■ AIM OF THE TASK ■
Emit the data below verbatim, stripping out any pictures.

■ DATA SECTION ■
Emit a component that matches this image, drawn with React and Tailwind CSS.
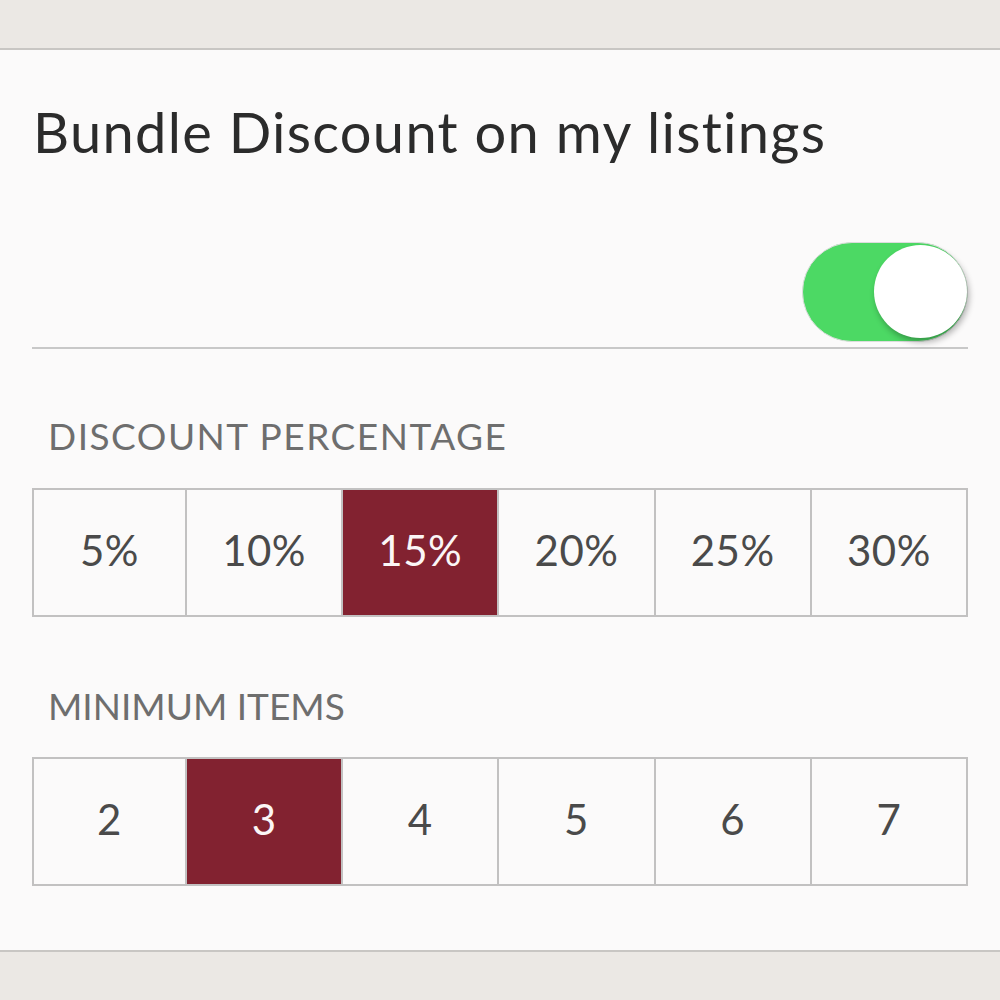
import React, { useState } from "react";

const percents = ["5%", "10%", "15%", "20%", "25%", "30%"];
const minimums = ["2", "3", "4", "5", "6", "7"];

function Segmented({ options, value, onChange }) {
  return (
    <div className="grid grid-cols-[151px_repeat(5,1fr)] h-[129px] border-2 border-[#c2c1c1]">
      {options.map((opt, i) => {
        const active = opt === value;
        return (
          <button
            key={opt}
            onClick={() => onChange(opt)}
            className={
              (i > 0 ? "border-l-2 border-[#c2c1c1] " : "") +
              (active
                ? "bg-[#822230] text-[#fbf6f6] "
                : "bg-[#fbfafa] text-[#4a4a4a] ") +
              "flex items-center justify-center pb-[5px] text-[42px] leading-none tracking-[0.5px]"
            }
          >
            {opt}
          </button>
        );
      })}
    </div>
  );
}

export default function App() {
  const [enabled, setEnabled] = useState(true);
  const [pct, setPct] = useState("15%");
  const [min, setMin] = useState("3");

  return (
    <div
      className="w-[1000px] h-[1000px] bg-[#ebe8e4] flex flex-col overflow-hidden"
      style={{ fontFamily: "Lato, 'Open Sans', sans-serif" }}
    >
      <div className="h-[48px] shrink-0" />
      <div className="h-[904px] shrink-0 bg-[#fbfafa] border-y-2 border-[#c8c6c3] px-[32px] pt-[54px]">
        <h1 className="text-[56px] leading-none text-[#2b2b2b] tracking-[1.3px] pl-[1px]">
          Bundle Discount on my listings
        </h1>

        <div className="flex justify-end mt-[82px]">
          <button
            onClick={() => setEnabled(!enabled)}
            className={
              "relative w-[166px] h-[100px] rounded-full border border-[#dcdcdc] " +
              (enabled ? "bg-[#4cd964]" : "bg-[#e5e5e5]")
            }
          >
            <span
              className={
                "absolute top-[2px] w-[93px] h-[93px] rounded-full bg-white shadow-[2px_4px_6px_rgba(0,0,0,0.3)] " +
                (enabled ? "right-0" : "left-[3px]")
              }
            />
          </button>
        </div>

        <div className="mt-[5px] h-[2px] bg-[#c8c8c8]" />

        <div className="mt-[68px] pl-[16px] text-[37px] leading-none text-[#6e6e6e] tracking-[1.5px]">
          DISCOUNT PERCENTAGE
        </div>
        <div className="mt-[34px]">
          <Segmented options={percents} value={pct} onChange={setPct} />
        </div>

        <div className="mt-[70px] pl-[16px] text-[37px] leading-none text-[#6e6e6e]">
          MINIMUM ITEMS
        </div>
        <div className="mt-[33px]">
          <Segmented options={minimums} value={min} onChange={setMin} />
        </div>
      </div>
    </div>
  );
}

■ EXPECTED OUTPUT ■
Emit a component that matches this image, drawn with React and Tailwind CSS.
import React, { useState } from "react";

const percents = ["5%", "10%", "15%", "20%", "25%", "30%"];
const minimums = ["2", "3", "4", "5", "6", "7"];

function Segmented({ options, value, onChange }) {
  return (
    <div className="grid grid-cols-[151px_repeat(5,1fr)] h-[129px] border-2 border-[#c2c1c1]">
      {options.map((opt, i) => {
        const active = opt === value;
        return (
          <button
            key={opt}
            onClick={() => onChange(opt)}
            className={
              (i > 0 ? "border-l-2 border-[#c2c1c1] " : "") +
              (active
                ? "bg-[#822230] text-[#fbf6f6] "
                : "bg-[#fbfafa] text-[#4a4a4a] ") +
              "flex items-center justify-center pb-[5px] text-[42px] leading-none tracking-[0.5px]"
            }
          >
            {opt}
          </button>
        );
      })}
    </div>
  );
}

export default function App() {
  const [enabled, setEnabled] = useState(true);
  const [pct, setPct] = useState("15%");
  const [min, setMin] = useState("3");

  return (
    <div
      className="w-[1000px] h-[1000px] bg-[#ebe8e4] flex flex-col overflow-hidden"
      style={{ fontFamily: "Lato, 'Open Sans', sans-serif" }}
    >
      <div className="h-[48px] shrink-0" />
      <div className="h-[904px] shrink-0 bg-[#fbfafa] border-y-2 border-[#c8c6c3] px-[32px] pt-[54px]">
        <h1 className="text-[56px] leading-none text-[#2b2b2b] tracking-[1.3px] pl-[1px]">
          Bundle Discount on my listings
        </h1>

        <div className="flex justify-end mt-[82px]">
          <button
            onClick={() => setEnabled(!enabled)}
            className={
              "relative w-[166px] h-[100px] rounded-full border border-[#dcdcdc] " +
              (enabled ? "bg-[#4cd964]" : "bg-[#e5e5e5]")
            }
          >
            <span
              className={
                "absolute top-[2px] w-[93px] h-[93px] rounded-full bg-white shadow-[2px_4px_6px_rgba(0,0,0,0.3)] " +
                (enabled ? "right-0" : "left-[3px]")
              }
            />
          </button>
        </div>

        <div className="mt-[5px] h-[2px] bg-[#c8c8c8]" />

        <div className="mt-[68px] pl-[16px] text-[37px] leading-none text-[#6e6e6e] tracking-[1.5px]">
          DISCOUNT PERCENTAGE
        </div>
        <div className="mt-[34px]">
          <Segmented options={percents} value={pct} onChange={setPct} />
        </div>

        <div className="mt-[70px] pl-[16px] text-[37px] leading-none text-[#6e6e6e]">
          MINIMUM ITEMS
        </div>
        <div className="mt-[33px]">
          <Segmented options={minimums} value={min} onChange={setMin} />
        </div>
      </div>
    </div>
  );
}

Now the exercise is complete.